Nevertheless most of these working people and their unions remained loyal to the Democratic Party for decades. That's because they understood that the Republicans were even more committed to unfair trade deals, Wall Street deregulation, and cutting social programs like the ACA, Social Security, Medicaid, and Medicare.

Until Trump came along, that is.

For the first time a Republican outflanked the Democrats on corporate-friendly, anti-worker trade deals. Much of what Trump said about China and NAFTA was remarkably similar to what industrial workers and their unions were calling for: changing NAFTA and taking China to task. He even forced modest living wage stipulations into Mexican automobile sector through NAFTA renegotiations.
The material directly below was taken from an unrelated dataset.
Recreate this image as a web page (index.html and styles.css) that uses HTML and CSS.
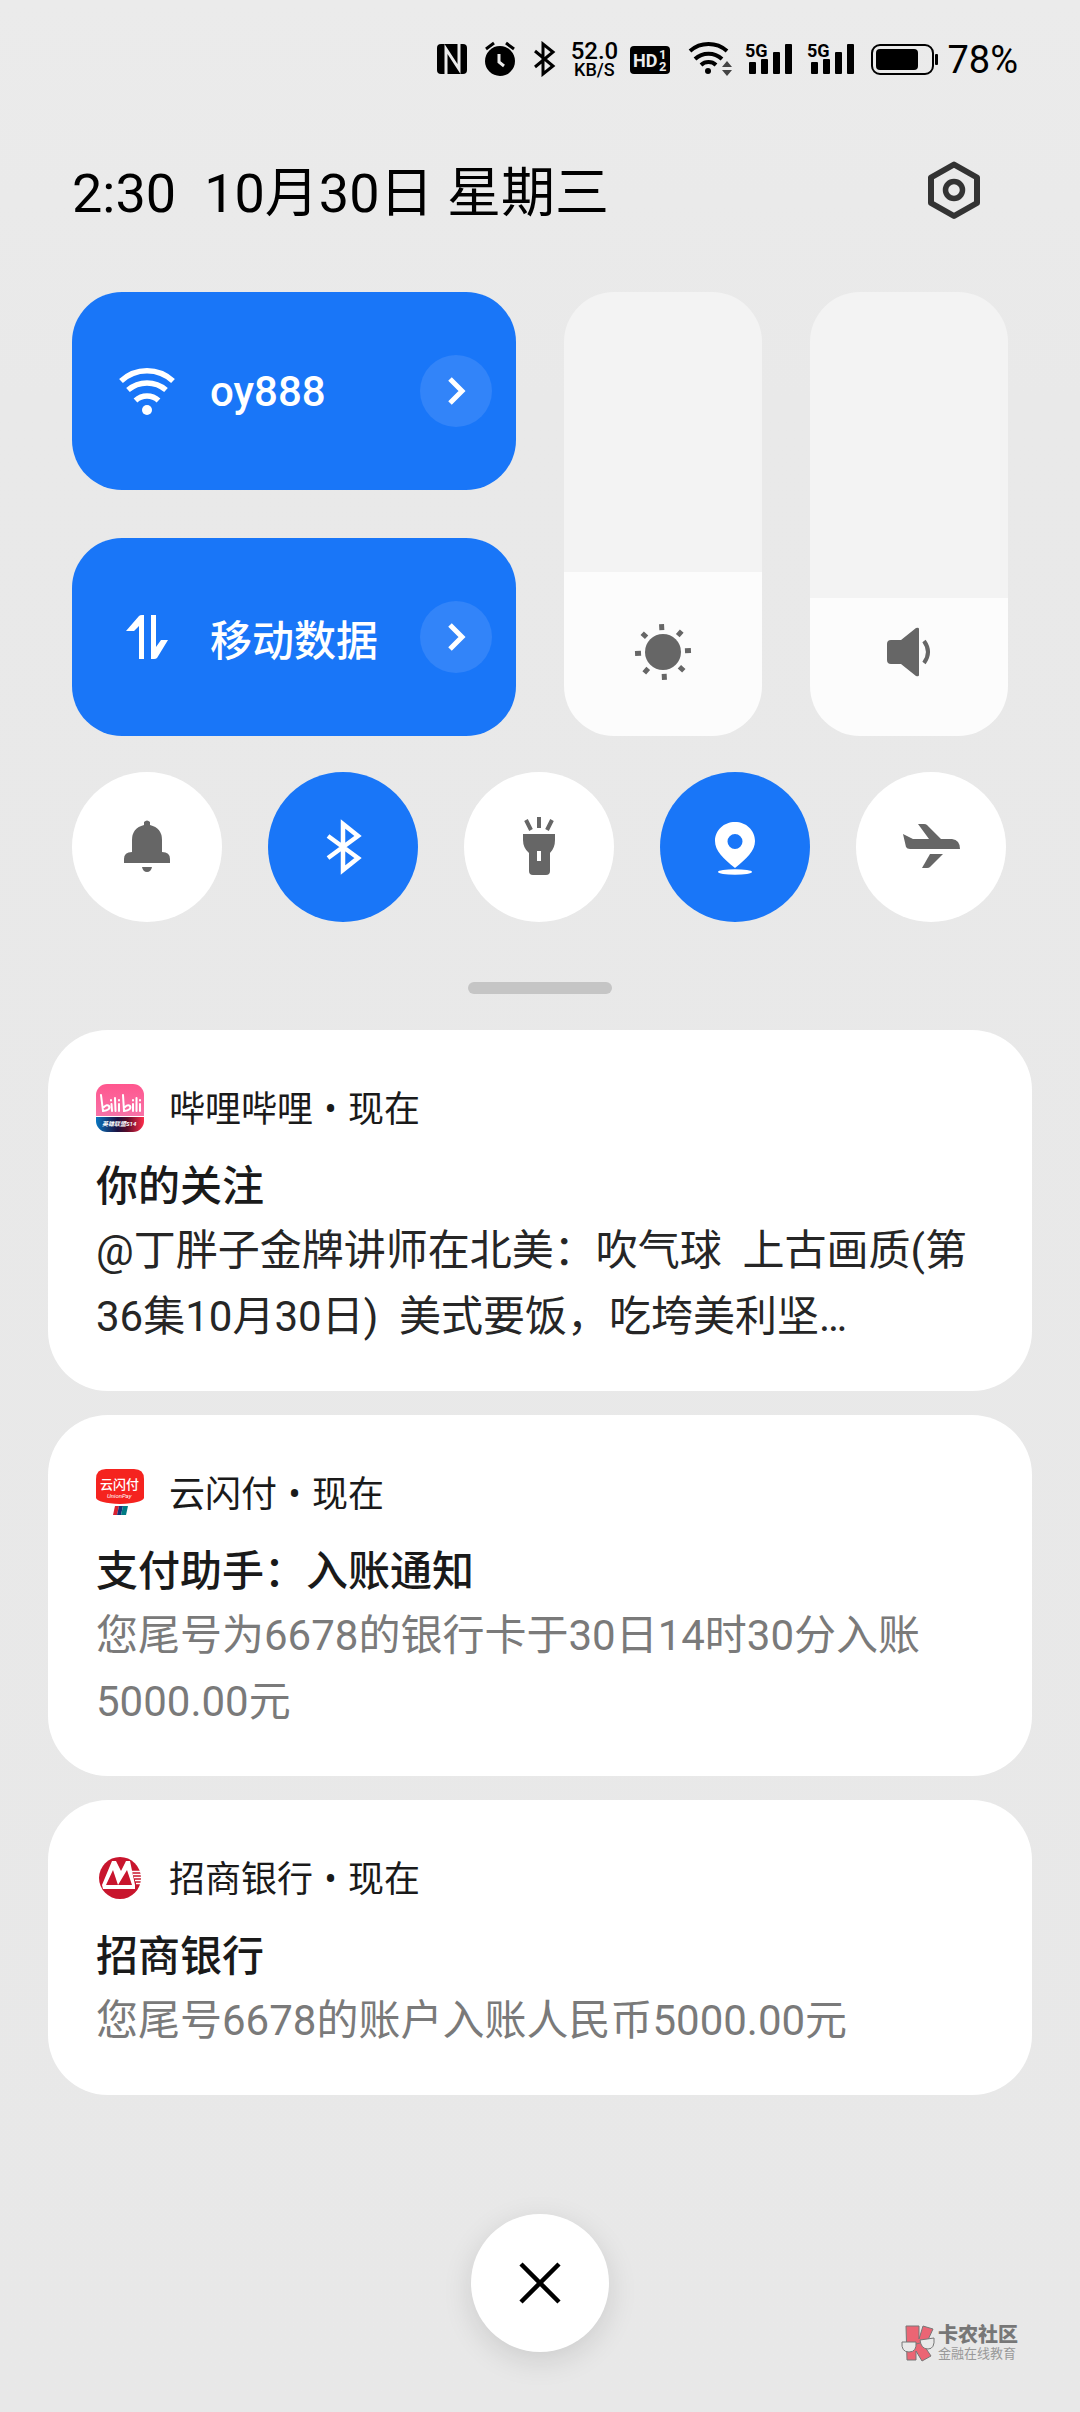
FILE: index.html
```html
<!DOCTYPE html>
<html lang="zh-CN">
<head>
<meta charset="utf-8">
<meta name="viewport" content="width=device-width, initial-scale=1">
<title>控制中心</title>
<link rel="stylesheet" href="styles.css">
</head>
<body>
<div class="shade">
  <div class="status">
    <svg width="38" height="36" viewBox="434 41 38 36" aria-label="NFC">
      <rect x="437" y="44" width="30" height="30" rx="4"/>
      <path d="M446 74V49l13 20V44" fill="none" stroke="#ebebeb" stroke-width="3"/>
    </svg>
    <svg width="40" height="36" viewBox="480 41 40 36" aria-label="闹钟">
      <circle cx="500" cy="61" r="15"/>
      <path d="M486 49l8-6M514 49l-8-6" stroke="#000" stroke-width="3" fill="none"/>
      <path d="M499 54v8l5 4" fill="none" stroke="#ebebeb" stroke-width="3"/>
    </svg>
    <svg width="33" height="36" viewBox="528 41 33 36" aria-label="蓝牙">
      <path d="M535 51l18 15-10 8V44l10 8-18 15" fill="none" stroke="#000" stroke-width="3"/>
    </svg>
    <div class="speed"><span class="speed-value">52.0</span><span class="speed-unit">KB/S</span></div>
    <svg width="48" height="36" viewBox="627 41 48 36" aria-label="HD 1 2">
      <rect x="630" y="46" width="40" height="28" rx="4"/>
      <text class="hd" x="633" y="67">HD</text>
      <text class="hd-sim" x="659" y="59">1</text>
      <text class="hd-sim" x="659" y="71">2</text>
    </svg>
    <svg width="52" height="36" viewBox="683 41 52 36" aria-label="WLAN">
      <g fill="none" stroke="#000" stroke-width="4">
        <path d="M690 51a28 28 0 0 1 37 0M695 59a20 20 0 0 1 27 0M701 65a11 11 0 0 1 15 0"/>
      </g>
      <circle cx="708" cy="71" r="3"/>
      <path d="M722 67l5-6 5 6zM722 70l5 6 5-6z" fill="#444"/>
    </svg>
    <svg width="54" height="36" viewBox="743 41 54 36" aria-label="5G 信号">
      <text class="net" x="745" y="57">5G</text>
      <g><rect x="749" y="62" width="7" height="12" rx="1"/><rect x="761" y="59" width="7" height="15" rx="1"/><rect x="773" y="52" width="7" height="22" rx="1"/><rect x="785" y="44" width="7" height="30" rx="1"/></g>
    </svg>
    <svg width="54" height="36" viewBox="743 41 54 36" aria-label="5G 信号">
      <text class="net" x="745" y="57">5G</text>
      <g><rect x="749" y="62" width="7" height="12" rx="1"/><rect x="761" y="59" width="7" height="15" rx="1"/><rect x="773" y="52" width="7" height="22" rx="1"/><rect x="785" y="44" width="7" height="30" rx="1"/></g>
    </svg>
    <svg width="72" height="36" viewBox="867 41 72 36" aria-label="电池">
      <rect x="872" y="45" width="61" height="29" rx="8" fill="none" stroke="#000" stroke-width="2"/>
      <rect x="876" y="49" width="42" height="21" rx="4"/>
      <rect x="935" y="54" width="3" height="11" rx="1"/>
    </svg>
    <span class="battery">78%</span>
  </div>

  <header class="head">
    <h1 class="clock"><time>2:30</time><span>10月30日 星期三</span></h1>
    <button class="plain" type="button" aria-label="设置">
      <svg width="60" height="60" viewBox="0 0 60 60" fill="none" stroke="#333">
        <path d="M30 4.500L53 17.500V43L30 56L7 43V17.500Z" stroke-width="6" stroke-linejoin="round"/>
        <circle cx="30" cy="30" r="8.500" stroke-width="5.500"/>
      </svg>
    </button>
  </header>

  <section class="controls" aria-label="快捷开关">
    <div class="tiles">
      <div class="tile">
        <button class="toggle" type="button" aria-pressed="true">
          <svg width="60" height="60" viewBox="0 0 60 60">
            <path d="M4 20a38 38 0 0 1 52 0M11 29a29 29 0 0 1 38 0M18.500 39.500a17 17 0 0 1 23 0" fill="none" stroke="#fff" stroke-width="5.500"/>
            <circle cx="30" cy="49" r="5" fill="#fff"/>
          </svg>
          <span>oy888</span>
        </button>
        <button class="more" type="button" aria-label="WLAN 详情">
          <svg width="36" height="36" viewBox="0 0 36 36"><path d="M12 6l12 12-12 12" fill="none" stroke="#fff" stroke-width="5"/></svg>
        </button>
      </div>
      <div class="tile">
        <button class="toggle" type="button" aria-pressed="true">
          <svg width="60" height="60" viewBox="0 0 60 60" fill="#fff">
            <path d="M9 24L22 9q1-1 3-1h2v44h-5V19l-5 5z"/>
            <path d="M34 8h5v32l5-7h7L40 51q-1 1-3 1h-3z"/>
          </svg>
          <span>移动数据</span>
        </button>
        <button class="more" type="button" aria-label="移动数据详情">
          <svg width="36" height="36" viewBox="0 0 36 36"><path d="M12 6l12 12-12 12" fill="none" stroke="#fff" stroke-width="5"/></svg>
        </button>
      </div>
    </div>
    <label class="slider">
      <input type="range" min="0" max="100" value="37" aria-label="亮度" style="--level: 37%">
      <svg width="60" height="60" viewBox="0 0 60 60">
        <circle cx="30" cy="30" r="18" fill="#666"/>
        <g stroke="#666" stroke-width="5" transform="rotate(-3 30 30)">
          <path d="M30 2v6M30 52v6M2 30h6M52 30h6M10.200 10.200l4.200 4.200M45.600 45.600l4.200 4.200M10.200 49.800l4.200-4.200M45.600 14.400l4.200-4.200"/>
        </g>
      </svg>
    </label>
    <label class="slider">
      <input type="range" min="0" max="100" value="31" aria-label="音量" style="--level: 31%">
      <svg width="60" height="60" viewBox="0 0 60 60">
        <path d="M12 18h10L37 6q3-1 3 1v46q0 2-3 1L22 42H12q-4 0-4-4V22q0-4 4-4z" fill="#666"/>
        <path d="M45 19q8 11 0 22" fill="none" stroke="#666" stroke-width="4"/>
      </svg>
    </label>
  </section>

  <div class="rounds">
    <button class="round" type="button" aria-label="响铃">
      <svg width="60" height="60" viewBox="0 0 60 60" fill="#666">
        <path d="M15 35V23q0-12 12-15V5q3-3 6 0v3q12 3 12 15v12q8 0 8 7v4H7v-4q0-7 8-7z"/>
        <path d="M25 50h10q-1 5-5 5t-5-5z"/>
      </svg>
    </button>
    <button class="round on" type="button" aria-label="蓝牙" aria-pressed="true">
      <svg width="60" height="60" viewBox="0 0 60 60"><path d="M15 19l30 22-15 12V7l15 12-30 22" fill="none" stroke="#fff" stroke-width="4.500"/></svg>
    </button>
    <button class="round" type="button" aria-label="手电筒">
      <svg width="60" height="60" viewBox="0 0 60 60">
        <path d="M30 0v11M17 3l5 10M43 3l-5 10" stroke="#666" stroke-width="4"/>
        <path d="M14 17h32v6q0 8-5 13v18q0 4-4 4H24q-4 0-4-4V36q-6-5-6-13zM28 34v10h4V34z" fill="#666" fill-rule="evenodd"/>
      </svg>
    </button>
    <button class="round on" type="button" aria-label="定位" aria-pressed="true">
      <svg width="60" height="60" viewBox="0 0 60 60" fill="#fff">
        <path d="M30 5c11 0 20 8 20 19 0 10-8 17-20 27C18 41 10 34 10 24 10 13 19 5 30 5zm0 12a7.500 7.500 0 1 0 0 15 7.500 7.500 0 1 0 0-15z" fill-rule="evenodd"/>
        <ellipse cx="30" cy="55" rx="17" ry="2.700"/>
      </svg>
    </button>
    <button class="round" type="button" aria-label="飞行模式">
      <svg width="60" height="60" viewBox="0 0 60 60" fill="#666">
        <path d="M2 17l10 5h16L17 7h6q2 0 3 1l14 14h11q8 1 8 10H9q-3 0-4-2z"/>
        <path d="M29 37h13L29 50q-1 1-3 1h-5z"/>
      </svg>
    </button>
  </div>

  <div class="handle"></div>

  <main class="cards">
    <article class="card">
      <div class="source">
        <svg width="48" height="48" viewBox="0 0 48 48" role="img" aria-label="哔哩哔哩图标">
          <defs>
            <clipPath id="biliClip"><rect width="48" height="48" rx="11"/></clipPath>
            <linearGradient id="biliPink" x2="0" y2="1"><stop stop-color="#ff568e"/><stop offset="1" stop-color="#f773a8"/></linearGradient>
            <linearGradient id="biliBand"><stop stop-color="#0876c0"/><stop offset=".45" stop-color="#1c1140"/><stop offset=".65" stop-color="#5b0c28"/><stop offset="1" stop-color="#ff2c4b"/></linearGradient>
          </defs>
          <g clip-path="url(#biliClip)">
            <rect width="48" height="33" fill="url(#biliPink)"/>
            <rect y="33" width="48" height="15" fill="url(#biliBand)"/>
            <path d="M0 32.500h48" stroke="#fff"/>
          </g>
          <g fill="none" stroke="#fff" stroke-width="2" stroke-linecap="round">
            <path d="M5 11l2 16q8-1 6-5-2-2-5 1M15.500 20l.5 7M19 14l.5 13M23 20v7"/>
            <path d="M27 11l1 16q8-1 6-5-2-2-5 1M37 20v7M40.500 14v13M44 20v7M15 16v.5M23 16v.5M37 16v.5M44 16v.5"/>
          </g>
          <text class="bili-tag" x="6" y="42">英雄联盟S14</text>
        </svg>
        <span>哔哩哔哩<span class="dot">•</span>现在</span>
      </div>
      <h2>你的关注</h2>
      <p class="strong">@丁胖子金牌讲师在北美：吹气球  上古画质(第36集10月30日)  美式要饭，吃垮美利坚…</p>
    </article>

    <article class="card">
      <div class="source">
        <svg width="48" height="48" viewBox="0 0 48 48" role="img" aria-label="云闪付图标">
          <path d="M10 0h28q10 0 10 10v19Q46 34 24 35 2 34 0 29V10Q0 0 10 0z" fill="#f5231f"/>
          <text class="union-cn" x="4" y="20">云闪付</text>
          <text class="union-en" x="11" y="29">UnionPay</text>
          <path d="M19 37h4l-2 9h-4z" fill="#d8202f"/>
          <path d="M23 37h4l-2 9h-4z" fill="#16347a"/>
          <path d="M27 37h5l-2 9h-5z" fill="#007b84"/>
        </svg>
        <span>云闪付<span class="dot">•</span>现在</span>
      </div>
      <h2>支付助手：入账通知</h2>
      <p>您尾号为6678的银行卡于30日14时30分入账5000.00元</p>
    </article>

    <article class="card">
      <div class="source">
        <svg width="48" height="48" viewBox="0 0 48 48" role="img" aria-label="招商银行图标">
          <circle cx="24" cy="24" r="21" fill="#c8152d"/>
          <path d="M6 31L16 7h4l5 10 5-10h4l5 24v4H7z" fill="#fff"/>
          <path d="M17 16l5 15H10zM31 16l5 15H22z" fill="#c8152d"/>
          <path d="M36 17.500h10M37 20.500h9M38 23.500h8M39 26.500h7M40 29.500h6" stroke="#fff" stroke-width="1.300"/>
        </svg>
        <span>招商银行<span class="dot">•</span>现在</span>
      </div>
      <h2>招商银行</h2>
      <p>您尾号6678的账户入账人民币5000.00元</p>
    </article>
  </main>

  <button class="close" type="button" aria-label="清除全部">
    <svg width="60" height="60" viewBox="0 0 60 60"><path d="M11 11l38 38M49 11L11 49" stroke="#000" stroke-width="4.500"/></svg>
  </button>

  <div class="mark">
    <svg width="38" height="38" viewBox="0 0 38 38" stroke="#777" stroke-width="1">
      <path d="M6 2h13v13l4-13 10 3-6 13q-4 3-2 5l6 9-9 5-6-10v9H7z" fill="#eb6574"/>
      <path d="M2 18h14q1 10-7 10t-7-10zM20 16l14-2q1 11-6 11t-8-9zM16 20l4-1" fill="#e9e9e9"/>
    </svg>
    <div class="mark-text"><span class="mark-name">卡农社区</span><span class="mark-sub">金融在线教育</span></div>
  </div>
</div>
</body>
</html>
```
FILE: styles.css
```css
* {
  box-sizing: border-box;
}

body {
  margin: 0;
  background: #e9e9e9;
  color: #000;
  font-family: Roboto, "Noto Sans CJK SC", sans-serif;
}

button {
  display: flex;
  align-items: center;
  padding: 0;
  border: 0;
  background: none;
  color: inherit;
  font: inherit;
}

svg {
  flex: none;
  display: block;
}

h1,
h2,
p {
  margin: 0;
}

.shade {
  position: relative;
  min-height: 100vh;
  padding-bottom: 60px;
  background: linear-gradient(#ebebeb, #e9e9e9 400px, #e8e8e8);
}

/* Status bar */
.status {
  display: flex;
  align-items: center;
  justify-content: flex-end;
  gap: 8px;
  height: 118px;
  padding-right: 62px;
}

.speed {
  display: flex;
  flex-direction: column;
  align-items: center;
  width: 50px;
  padding-top: 2px;
  font-weight: 500;
}

.speed-value {
  font-size: 24px;
  line-height: 20px;
}

.speed-unit {
  font-size: 18px;
  line-height: 18px;
}

.hd,
.hd-sim {
  fill: #ebebeb;
  font-weight: 700;
}

.hd {
  font-size: 18px;
}

.hd-sim {
  font-size: 13px;
}

.net {
  font-size: 18px;
  font-weight: 700;
}

.battery {
  padding-top: 2px;
  font-size: 38px;
}

/* Clock and settings */
.head {
  display: flex;
  align-items: center;
  justify-content: space-between;
  height: 68px;
  margin: 38px 96px 68px 72px;
}

.clock {
  display: flex;
  gap: 28px;
  padding-top: 8px;
  font-size: 54px;
  font-weight: 400;
  line-height: 68px;
}

/* Quick controls */
.controls {
  display: grid;
  grid-template-columns: 444fr 198fr 198fr;
  gap: 48px;
  margin: 0 72px;
}

.tiles {
  display: grid;
  gap: 48px;
}

.tile {
  display: flex;
  align-items: center;
  height: 198px;
  padding-right: 24px;
  border-radius: 50px;
  background: #1976f8;
  color: #fff;
}

.toggle {
  flex: 1;
  gap: 33px;
  height: 100%;
  padding-left: 45px;
  font-size: 42px;
  font-weight: 500;
}

.more {
  justify-content: center;
  width: 72px;
  height: 72px;
  border-radius: 50%;
  background: #3284f9;
}

.slider {
  display: grid;
}

.slider > * {
  grid-area: 1 / 1;
}

.slider input {
  appearance: none;
  writing-mode: vertical-lr;
  direction: rtl;
  width: 100%;
  height: 100%;
  margin: 0;
  border-radius: 50px;
  background: linear-gradient(to top, #fcfcfc var(--level), #f3f3f3 var(--level));
}

.slider input::-webkit-slider-thumb {
  appearance: none;
  width: 1px;
  height: 1px;
}

.slider svg {
  z-index: 1;
  align-self: end;
  justify-self: center;
  margin-bottom: 54px;
  pointer-events: none;
}

.rounds {
  display: flex;
  justify-content: space-between;
  margin: 36px 74px 60px 72px;
}

.round {
  justify-content: center;
  width: 150px;
  height: 150px;
  border-radius: 50%;
  background: #fff;
}

.round.on {
  background: #1976f8;
}

.handle {
  width: 144px;
  height: 12px;
  margin: 0 auto 36px;
  border-radius: 6px;
  background: #c5c5c5;
}

/* Notifications */
.cards {
  display: grid;
  gap: 24px;
  margin: 0 48px;
}

.card {
  padding: 54px 48px 41px;
  border-radius: 60px;
  background: #fff;
  color: #1a1a1a;
}

.source {
  display: flex;
  align-items: center;
  gap: 25px;
  height: 48px;
  margin-bottom: 24px;
  font-size: 36px;
  line-height: 44px;
}

.source > span {
  padding-top: 4px;
}

.dot {
  display: inline-block;
  width: 35px;
  text-align: center;
}

.card h2 {
  font-size: 42px;
  font-weight: 500;
  line-height: 62px;
}

.card p {
  color: #7a7a7a;
  font-size: 42px;
  line-height: 66px;
  white-space: pre-wrap;
}

.card .strong {
  color: #262626;
}

.bili-tag {
  fill: #fff;
  font-size: 6px;
  font-style: italic;
  font-weight: 700;
}

.union-cn {
  fill: #fff;
  font-size: 13px;
  font-weight: 500;
}

.union-en {
  fill: #fff;
  font-size: 6px;
  font-style: italic;
}

.close {
  justify-content: center;
  width: 138px;
  height: 138px;
  margin: 119px auto 0;
  border-radius: 50%;
  background: #fff;
  box-shadow: 0 8px 30px rgba(0, 0, 0, 0.12);
}

/* Watermark laid over the page corner */
.mark {
  position: absolute;
  right: 62px;
  bottom: 50px;
  display: flex;
  align-items: center;
  color: #777;
}

.mark-text {
  display: grid;
}

.mark-name {
  font-size: 20px;
  font-weight: 900;
  line-height: 22px;
}

.mark-sub {
  color: #999;
  font-size: 13px;
  line-height: 16px;
}
```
Furthermore, Trump and the entire Republican Party threw concerns about the deficits and inflation to the wind with their trillion dollar tax cut (and record military spending.) Of course the tax cut enormously favors the rich, but the massive pump priming appears to be responsible for driving the unemployment rate far below where the Democrats were willing to go, and where Wall Street wanted them to go. Such a massive fiscal stimulus with unemployment already at 4 percent would never have been considered, let alone advocated by the Clinton and Obama administrations or their Wall Street advisors.

Fork in the Road

The Democratic Party establishment already is attacking Trump and the Republicans from the right. Singing from the Wall Street hymnal, they argue that the rising deficits are dangerous and attacks on free trade will derail the economy. They continue to have little to say to industrial workers and their communities about decent paying jobs, other than protecting Obamacare and offering vague promises about "opportunity."

This is a dangerous and foolish path to follow. The Blue Wave could spread widely through Pennsylvania, Michigan and Wisconsin and beyond (and not just in the urban areas). But this requires that the Democrats actually be willing to interfere with free market in order to create new jobs in the areas hardest hit by unfair trade. Germany has found a way to train a skilled manufacturing workforce that produces the highest value added components for everything from automobiles to iPhones. For more than a generation it has developed policies to upgrade its workforce and provide high-wage, stable employment.

Similarly, the Democrats need a convincing program, rather than platitudes. For starters they should advocate an infrastructure program that directly creates jobs at living wages plus benefits, targeting the hardest hit areas. They should put a stop to Wall Street's financial strip-mining practices that have loaded up corporations with debt, milked them through stock buybacks and driven manufacturing off-shore. And they need to move towards Medicare for All as well as free higher education, which would provide enormous economic help for struggling working families.

But Wall Street will never feel comfortable with policies that cut-back into their profitability. It is far less costly to the bottom line to call for social justice for minorities, immigrants, women, and the LBGTQ communities, rather than redistributive policies which reverse runaway inequality. Better to write off the working class all together.

There is no reason to pit economic justice against social justice. The American working class is enormously diverse, including in manufacturing. (As of 2017, that workforce was 19.5% women, 10.1 % black, and 16.6% Hispanic.) They all deserve a party that demands economic as well as social justice, rather than being written off as Neanderthals.

If Trump weren't such a xenophobic, infantile narcissist, he could once again build a powerful 2020 campaign on these issues in the Midwest. He could claim that he is the only president in the last 40 years who had the guts to challenge free-trade agreements and dramatically cut unemployment to record lows. Hopefully, he will continue to believe that economic issues are "boring" compared to sending the armed troops to the border to stave off an invasion of women and children.